■ TASK TO CARRY OUT: Find the string "React" and gather every line that holds it.

>>

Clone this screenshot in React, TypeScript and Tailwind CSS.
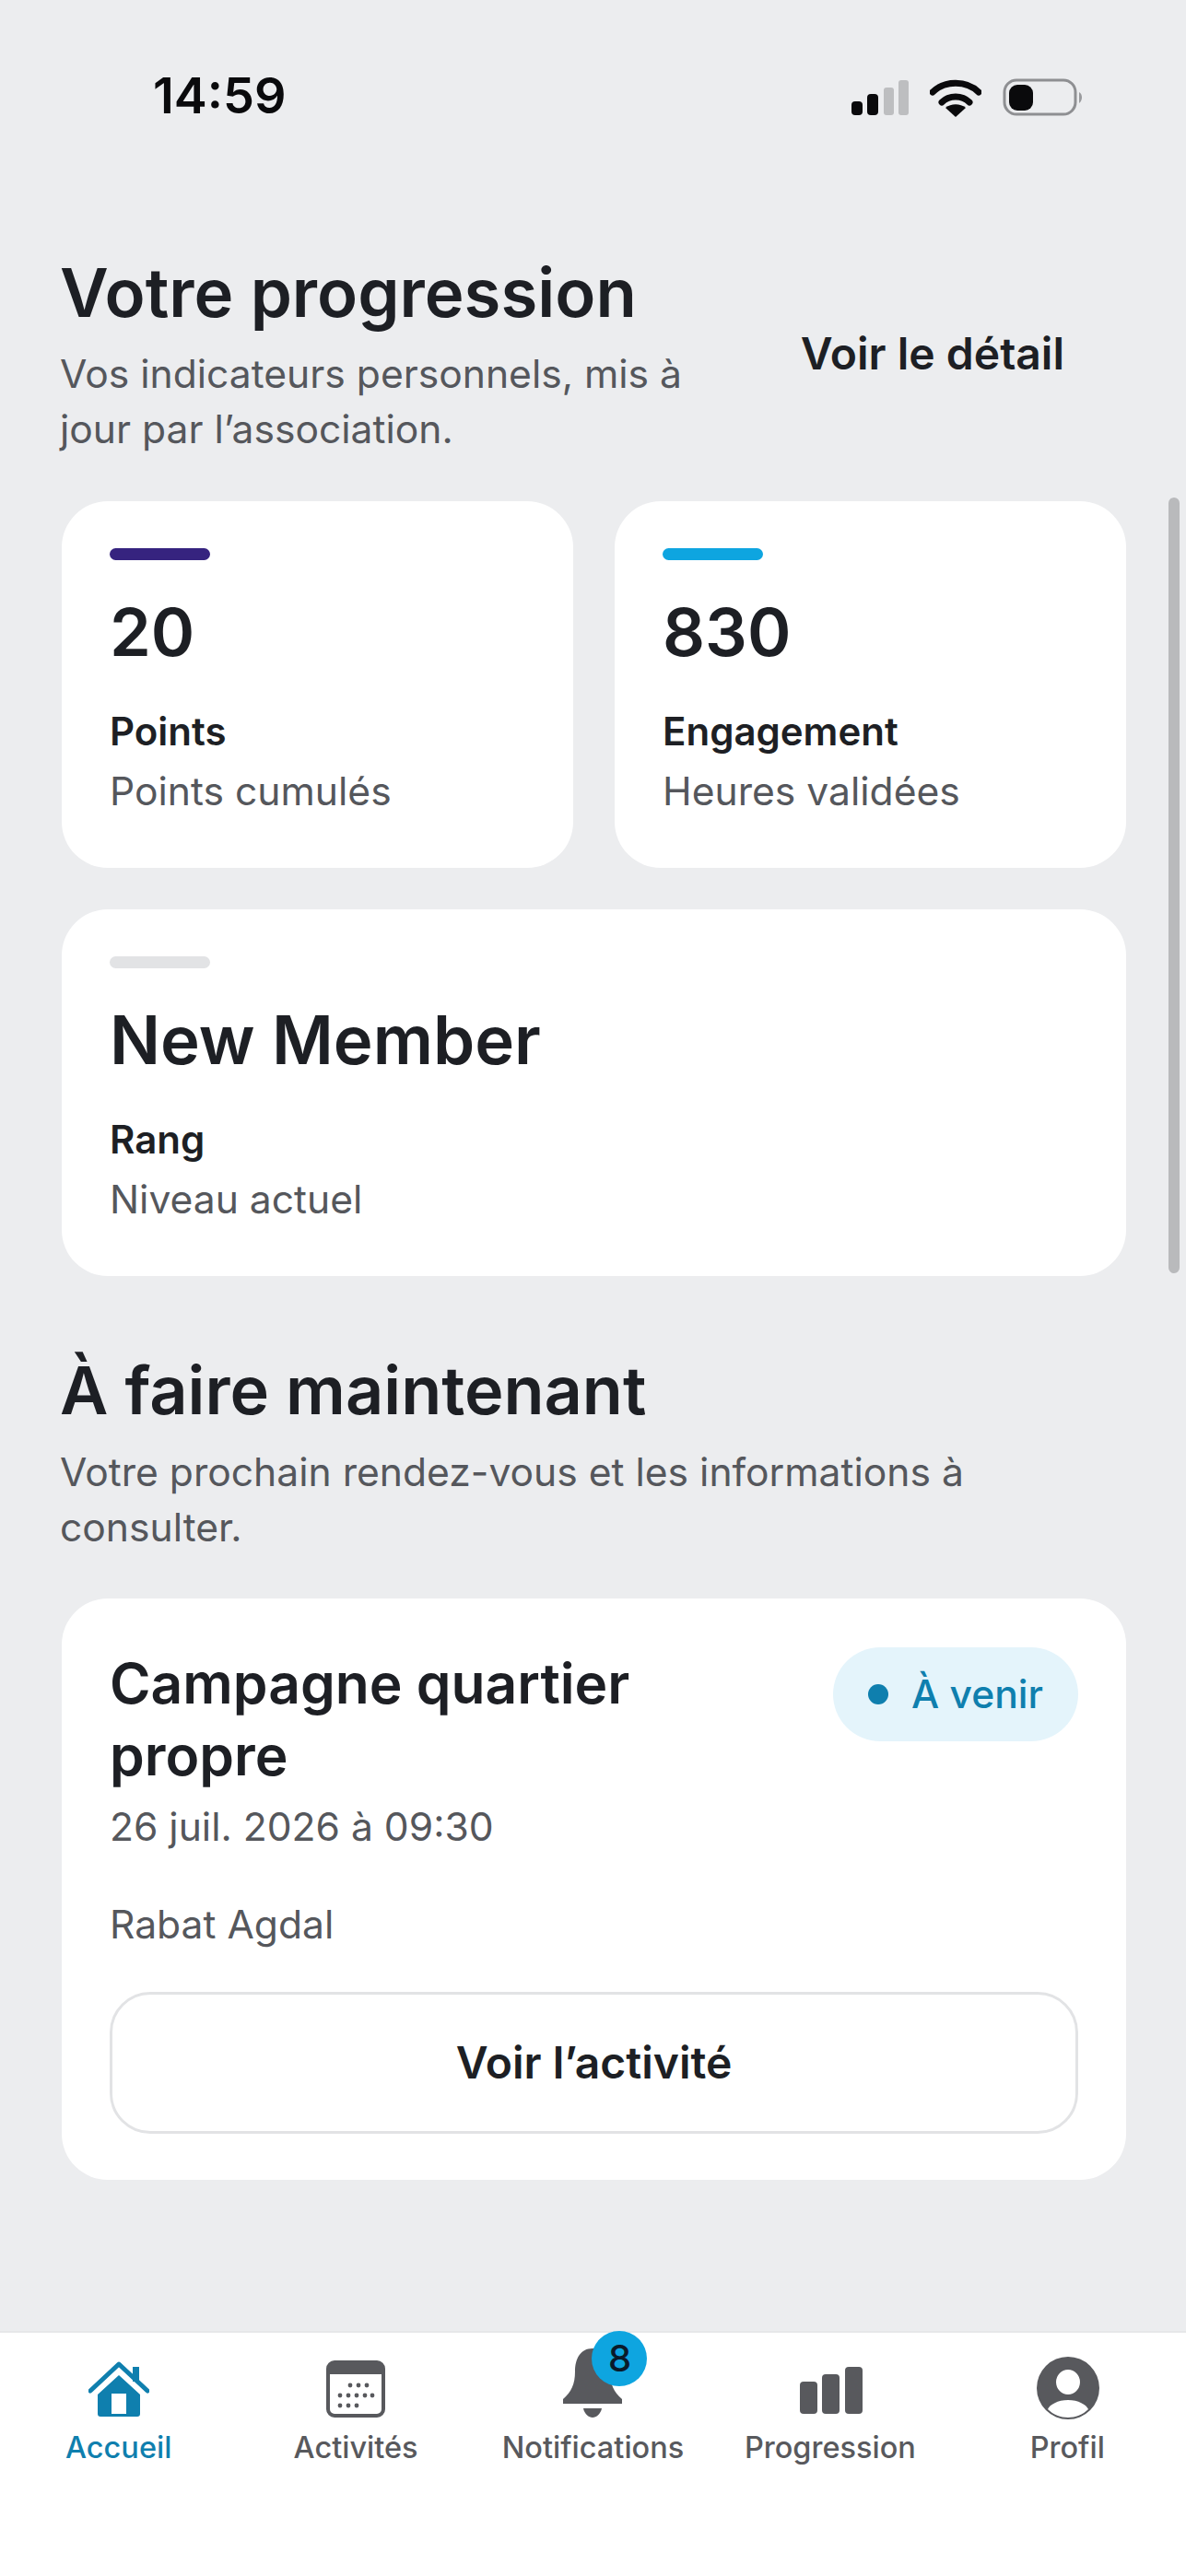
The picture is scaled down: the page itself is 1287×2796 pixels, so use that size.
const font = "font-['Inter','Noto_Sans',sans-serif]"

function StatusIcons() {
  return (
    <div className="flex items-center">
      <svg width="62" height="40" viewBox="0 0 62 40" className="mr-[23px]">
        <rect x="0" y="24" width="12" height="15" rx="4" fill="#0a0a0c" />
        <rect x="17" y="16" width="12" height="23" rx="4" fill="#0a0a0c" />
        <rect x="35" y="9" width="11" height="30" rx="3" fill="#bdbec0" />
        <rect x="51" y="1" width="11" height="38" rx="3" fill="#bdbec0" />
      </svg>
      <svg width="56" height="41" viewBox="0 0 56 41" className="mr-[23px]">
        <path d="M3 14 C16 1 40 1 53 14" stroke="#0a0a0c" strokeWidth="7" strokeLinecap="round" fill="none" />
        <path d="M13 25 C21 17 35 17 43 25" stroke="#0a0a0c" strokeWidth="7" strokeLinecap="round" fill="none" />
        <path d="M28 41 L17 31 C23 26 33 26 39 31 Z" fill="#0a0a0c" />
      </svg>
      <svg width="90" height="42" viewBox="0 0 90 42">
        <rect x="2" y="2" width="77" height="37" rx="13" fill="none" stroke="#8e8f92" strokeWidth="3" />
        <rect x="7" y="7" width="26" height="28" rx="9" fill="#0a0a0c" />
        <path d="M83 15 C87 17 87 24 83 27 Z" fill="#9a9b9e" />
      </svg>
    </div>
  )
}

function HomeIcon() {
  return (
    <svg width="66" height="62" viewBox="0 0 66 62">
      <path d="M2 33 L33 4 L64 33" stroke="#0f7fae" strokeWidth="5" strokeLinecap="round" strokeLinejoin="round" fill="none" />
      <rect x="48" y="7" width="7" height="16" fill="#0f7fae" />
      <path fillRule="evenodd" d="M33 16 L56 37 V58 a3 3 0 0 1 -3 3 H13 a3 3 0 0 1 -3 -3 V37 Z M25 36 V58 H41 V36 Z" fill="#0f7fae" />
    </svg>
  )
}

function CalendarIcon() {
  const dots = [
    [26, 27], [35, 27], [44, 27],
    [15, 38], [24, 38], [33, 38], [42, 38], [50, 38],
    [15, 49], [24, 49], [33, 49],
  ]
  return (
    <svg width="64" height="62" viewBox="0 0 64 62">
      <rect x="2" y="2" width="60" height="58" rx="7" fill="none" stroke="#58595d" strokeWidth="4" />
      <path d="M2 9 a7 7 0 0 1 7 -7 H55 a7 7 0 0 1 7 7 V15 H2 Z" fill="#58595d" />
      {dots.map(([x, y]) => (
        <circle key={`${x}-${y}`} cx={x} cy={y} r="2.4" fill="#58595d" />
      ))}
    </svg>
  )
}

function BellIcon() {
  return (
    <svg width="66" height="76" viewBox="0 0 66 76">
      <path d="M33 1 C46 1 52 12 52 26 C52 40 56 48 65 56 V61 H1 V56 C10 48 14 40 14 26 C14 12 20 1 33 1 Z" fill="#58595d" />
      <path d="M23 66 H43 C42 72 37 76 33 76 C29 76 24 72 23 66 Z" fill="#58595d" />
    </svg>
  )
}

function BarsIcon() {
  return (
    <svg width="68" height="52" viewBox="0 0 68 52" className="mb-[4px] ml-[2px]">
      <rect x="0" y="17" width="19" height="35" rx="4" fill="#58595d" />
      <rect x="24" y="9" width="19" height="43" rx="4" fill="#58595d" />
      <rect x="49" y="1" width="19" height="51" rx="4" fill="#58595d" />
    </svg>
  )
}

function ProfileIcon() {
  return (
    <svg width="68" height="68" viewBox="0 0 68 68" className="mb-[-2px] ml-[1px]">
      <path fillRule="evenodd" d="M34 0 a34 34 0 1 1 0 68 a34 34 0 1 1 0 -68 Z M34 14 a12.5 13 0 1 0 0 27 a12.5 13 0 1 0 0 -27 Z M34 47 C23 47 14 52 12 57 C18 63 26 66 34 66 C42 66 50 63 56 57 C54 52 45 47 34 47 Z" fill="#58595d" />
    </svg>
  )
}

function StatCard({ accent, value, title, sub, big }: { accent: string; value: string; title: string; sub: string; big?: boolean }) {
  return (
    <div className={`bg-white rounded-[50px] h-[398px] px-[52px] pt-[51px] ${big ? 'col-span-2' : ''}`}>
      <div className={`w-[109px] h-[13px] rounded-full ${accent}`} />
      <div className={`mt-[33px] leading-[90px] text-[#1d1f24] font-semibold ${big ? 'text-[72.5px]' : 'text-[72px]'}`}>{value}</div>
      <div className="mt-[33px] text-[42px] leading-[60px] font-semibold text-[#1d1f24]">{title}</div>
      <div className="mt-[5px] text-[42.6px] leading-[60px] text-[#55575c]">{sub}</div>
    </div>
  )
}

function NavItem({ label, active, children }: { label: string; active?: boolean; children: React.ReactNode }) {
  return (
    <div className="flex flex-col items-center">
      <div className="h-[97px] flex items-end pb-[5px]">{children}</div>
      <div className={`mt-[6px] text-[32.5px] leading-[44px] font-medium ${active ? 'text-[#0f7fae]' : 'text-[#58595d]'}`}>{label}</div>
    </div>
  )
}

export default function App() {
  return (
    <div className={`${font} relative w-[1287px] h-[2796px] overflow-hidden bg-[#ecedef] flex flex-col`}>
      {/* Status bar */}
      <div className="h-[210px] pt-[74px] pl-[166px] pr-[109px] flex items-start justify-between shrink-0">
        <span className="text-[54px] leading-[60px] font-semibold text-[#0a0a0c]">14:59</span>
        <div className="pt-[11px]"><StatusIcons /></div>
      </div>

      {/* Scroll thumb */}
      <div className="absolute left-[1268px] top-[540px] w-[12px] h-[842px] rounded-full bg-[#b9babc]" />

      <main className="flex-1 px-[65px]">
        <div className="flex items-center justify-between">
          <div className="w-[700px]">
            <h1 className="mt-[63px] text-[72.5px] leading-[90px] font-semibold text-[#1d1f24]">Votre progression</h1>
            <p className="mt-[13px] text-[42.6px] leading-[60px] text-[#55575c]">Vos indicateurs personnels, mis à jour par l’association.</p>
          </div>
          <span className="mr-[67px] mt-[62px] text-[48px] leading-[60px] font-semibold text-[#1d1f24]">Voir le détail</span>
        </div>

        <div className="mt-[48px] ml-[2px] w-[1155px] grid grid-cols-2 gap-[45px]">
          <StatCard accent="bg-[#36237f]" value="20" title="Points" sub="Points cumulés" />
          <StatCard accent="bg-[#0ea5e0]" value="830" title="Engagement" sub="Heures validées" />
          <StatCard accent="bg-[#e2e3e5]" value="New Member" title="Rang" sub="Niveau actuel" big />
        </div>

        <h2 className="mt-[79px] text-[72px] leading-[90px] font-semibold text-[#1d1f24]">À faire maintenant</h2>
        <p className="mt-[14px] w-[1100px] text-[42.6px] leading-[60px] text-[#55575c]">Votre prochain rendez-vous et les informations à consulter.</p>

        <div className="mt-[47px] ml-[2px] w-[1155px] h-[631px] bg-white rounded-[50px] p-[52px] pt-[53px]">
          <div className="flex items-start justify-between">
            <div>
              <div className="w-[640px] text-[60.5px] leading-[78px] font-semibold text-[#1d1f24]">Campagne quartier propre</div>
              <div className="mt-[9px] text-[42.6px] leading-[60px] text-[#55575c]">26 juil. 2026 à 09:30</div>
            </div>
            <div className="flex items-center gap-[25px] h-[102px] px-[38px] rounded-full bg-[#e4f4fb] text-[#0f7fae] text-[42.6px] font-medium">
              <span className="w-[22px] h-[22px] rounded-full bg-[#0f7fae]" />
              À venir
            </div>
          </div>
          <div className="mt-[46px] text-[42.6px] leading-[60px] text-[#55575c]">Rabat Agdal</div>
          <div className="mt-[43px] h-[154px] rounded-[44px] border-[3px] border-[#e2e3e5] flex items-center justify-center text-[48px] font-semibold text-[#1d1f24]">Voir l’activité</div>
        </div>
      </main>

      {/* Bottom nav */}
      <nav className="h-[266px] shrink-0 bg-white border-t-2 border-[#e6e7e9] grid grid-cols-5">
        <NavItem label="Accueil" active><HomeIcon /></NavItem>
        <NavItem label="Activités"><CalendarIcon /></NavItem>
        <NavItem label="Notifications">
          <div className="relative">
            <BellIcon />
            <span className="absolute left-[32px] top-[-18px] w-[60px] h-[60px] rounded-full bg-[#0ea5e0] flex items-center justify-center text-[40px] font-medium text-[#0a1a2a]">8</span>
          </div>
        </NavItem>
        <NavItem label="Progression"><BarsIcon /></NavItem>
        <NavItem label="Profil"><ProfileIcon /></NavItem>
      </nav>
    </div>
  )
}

<<

■ RESULT FOR THIS TASK:
Clone this screenshot in React, TypeScript and Tailwind CSS.
function NavItem({ label, active, children }: { label: string; active?: boolean; children: React.ReactNode }) {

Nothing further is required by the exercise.